YOUR TASK: Look through the data below. Pick out the lines holding the string "full".

ENTRIES PROVIDED:
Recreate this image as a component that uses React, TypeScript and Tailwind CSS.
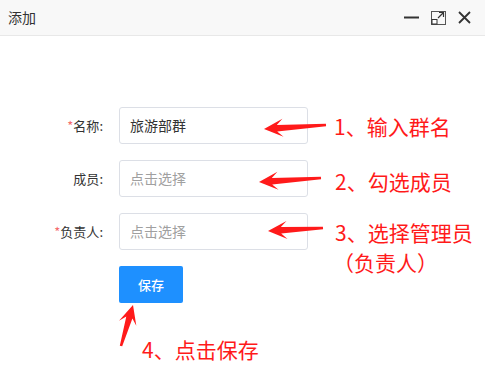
import React from "react";

type Pt = [number, number];

// builds a tapered red annotation arrow from tip to tail
function arrowPoints(tip: Pt, tail: Pt, head = 19, wing = 9, neck = 3.2, end = 1.2) {
  const dx = tail[0] - tip[0];
  const dy = tail[1] - tip[1];
  const len = Math.hypot(dx, dy);
  const ux = dx / len;
  const uy = dy / len;
  const nx = -uy;
  const ny = ux;
  const at = (d: number, s: number): Pt => [tip[0] + ux * d + nx * s, tip[1] + uy * d + ny * s];
  const pts: Pt[] = [
    tip,
    at(head, wing),
    at(head - 6, neck),
    at(len, end),
    at(len, -end),
    at(head - 6, -neck),
    at(head, -wing),
  ];
  return pts.map((p) => p.map((v) => v.toFixed(1)).join(",")).join(" ");
}

const arrows: [Pt, Pt][] = [
  [[264, 129], [326, 125]],
  [[259, 182], [321, 178]],
  [[268, 231], [323, 228]],
  [[133, 305], [121, 346]],
];

function Field({ label, required, value, placeholder }: { label: string; required?: boolean; value?: string; placeholder?: string }) {
  return (
    <div className="flex items-center gap-4 h-[36.5px]">
      <div className="w-[103px] text-right text-[13px] text-[#333]">
        {required && <span className="text-[#f56c6c]">*</span>}
        {label}:
      </div>
      <div className="w-[189px] h-full border border-[#dcdfe6] rounded-[3px] flex items-center px-[10px] text-[14px]">
        {value ? <span className="text-[#333]">{value}</span> : <span className="text-[#a0a0a0]">{placeholder}</span>}
      </div>
    </div>
  );
}

export default function App() {
  return (
    <div
      className="relative w-[485px] h-[391px] bg-white overflow-hidden"
      style={{ fontFamily: '"Noto Sans CJK SC", "Noto Sans", sans-serif' }}
    >
      <div className="h-[36px] bg-[#f8f8f8] border-b border-[#e8e8e8] flex items-center justify-between pl-2 pr-[14px]">
        <span className="text-[14px] text-[#333]">添加</span>
        <div className="flex items-center gap-[12px] text-[#333]">
          <svg width="15" height="15" viewBox="0 0 15 15">
            <path d="M0 7.5H15" stroke="#333" strokeWidth="2" />
          </svg>
          <svg width="15" height="14" viewBox="0 0 15 14">
            <rect x="0.5" y="0.5" width="14" height="13" fill="none" stroke="#555" strokeWidth="1" />
            <rect x="1" y="8.5" width="5" height="4.5" fill="white" stroke="#333" strokeWidth="1" />
            <path d="M7 7L12.5 1.5M8 1.5H12.5V6" fill="none" stroke="#333" strokeWidth="1.2" />
          </svg>
          <svg width="13" height="13" viewBox="0 0 13 13">
            <path d="M1 1L12 12M12 1L1 12" stroke="#333" strokeWidth="1.8" />
          </svg>
        </div>
      </div>

      <div className="flex flex-col gap-[16.5px] pt-[71px]">
        <Field label="名称" required value="旅游部群" />
        <Field label="成员" placeholder="点击选择" />
        <Field label="负责人" required placeholder="点击选择" />
        <div className="pl-[119px]">
          <button className="w-[64px] h-[37px] bg-[#1e90ff] text-white text-[13px] font-medium rounded-[2px]">保存</button>
        </div>
      </div>

      <svg className="absolute inset-0 pointer-events-none" width="485" height="391">
        {arrows.map(([tip, tail], i) => (
          <polygon key={i} points={arrowPoints(tip, tail)} fill="#ff1a1a" />
        ))}
      </svg>

      <div className="absolute inset-0 pointer-events-none text-[21px] leading-[21px] text-[#ff1a1a]">
        <div className="absolute left-[334px] top-[116px]">1、输入群名</div>
        <div className="absolute left-[335px] top-[171px]">2、勾选成员</div>
        <div className="absolute left-[335px] top-[222px]">3、选择管理员</div>
        <div className="absolute left-[333px] top-[252px]">（负责人）</div>
        <div className="absolute left-[142px] top-[339px]">4、点击保存</div>
      </div>
    </div>
  );
}
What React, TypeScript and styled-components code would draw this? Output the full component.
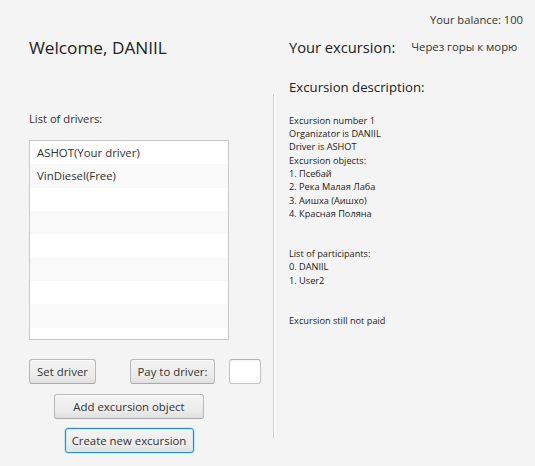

EXERCISE RESULT:
      <div className="w-[189px] h-full border border-[#dcdfe6] rounded-[3px] flex items-center px-[10px] text-[14px]">
What React, TypeScript and styled-components code would draw this? Output the full component.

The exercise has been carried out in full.